# Boats and Streams Quiz Set 004

### Question 1

An airplane can travel at 2 km/h in still air. But it takes thrice as much time to travel upstream as compared to the time it takes downstream, if air is blowing at a rate of R km/h. What is R?

A

1 km/h.

B

2 km/h.

C

3 km/h.

D

\$1{1/3}\$ km/h.

Soln.
Ans: a

If the distance travelled is D, we have \$D/{2/1 - R}\$ = 3 × \$D/{2/1 + R}\$. Cancelling D, and solving for R, we get R = 1 km/h.

### Question 2

An airplane can travel at \$1{5/9}\$ km/h in still air. But it takes thrice as much time to travel upstream as compared to the time it takes downstream, if air is blowing at a rate of R km/h. What is R?

A

\${7/9}\$ km/h.

B

2 km/h.

C

\$2{3/11}\$ km/h.

D

\$3{1/11}\$ km/h.

Soln.
Ans: a

If the distance travelled is D, we have \$D/{14/9 - R}\$ = 3 × \$D/{14/9 + R}\$. Cancelling D, and solving for R, we get R = \${7/9}\$ km/h.

### Question 3

A boat can travel 192 km downstream in 12 hours. If it covers the same distance upstream in 32 hours, what is the rate of flow of the stream?

A

5 kmph.

B

6 kmph.

C

4 kmph.

D

8 kmph.

Soln.
Ans: a

The downstream speed = \$192/12\$ = 16 km/h, and the upstream speed = \$192/32\$ = 6 km/h. By the shortcut method, the speed of the stream is half of the difference between the downstream and upstream speeds of the boat.
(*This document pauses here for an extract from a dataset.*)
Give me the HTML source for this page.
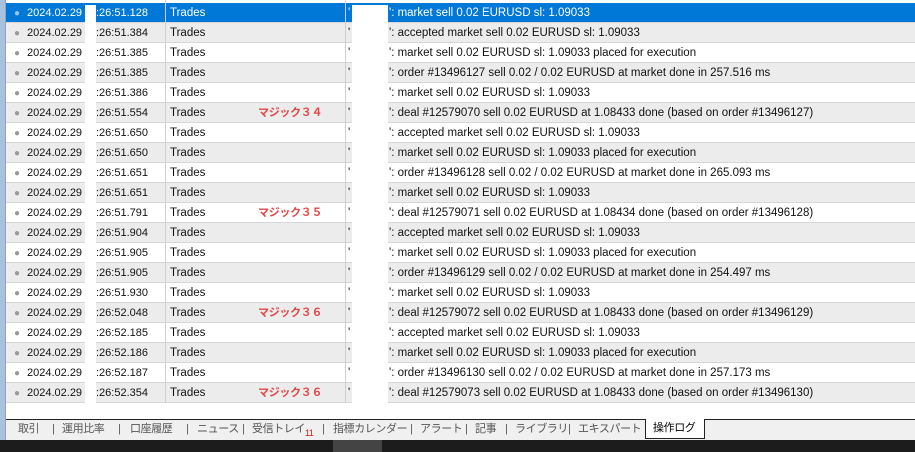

So the required speed = \${16 - 6}/2\$ = 5 km/h.

### Question 4

The speed of a boat in still water is 16 km/h and rate of flow of the stream is 6 km/h. If it travels upstream for 6 hours, what is the distance travelled by the boat during the journey?

A

60 km.

B

61 km.

C

59 km.

D

63 km.

Soln.
Ans: a

The effective speed of the boat in the stream is 16 - 6 = 10 km/h. The distance is speed × time = 10 × 6 = 60 km.

### Question 5

A man can row a boat at the rate of 14 km/h in still water, and at the rate of 4 km/h against the stream. At what rate can he row down the stream?

A

24 km/h.

B

25 km/h.

C

23 km/h.

D

27 km/h.

Soln.
Ans: a

If v is the speed of the stream, 14 - v = 4, so the speed of the stream is 14 - 4 = 10 km/h. So his downstream speed would be 14 + 10 = 24 km/h.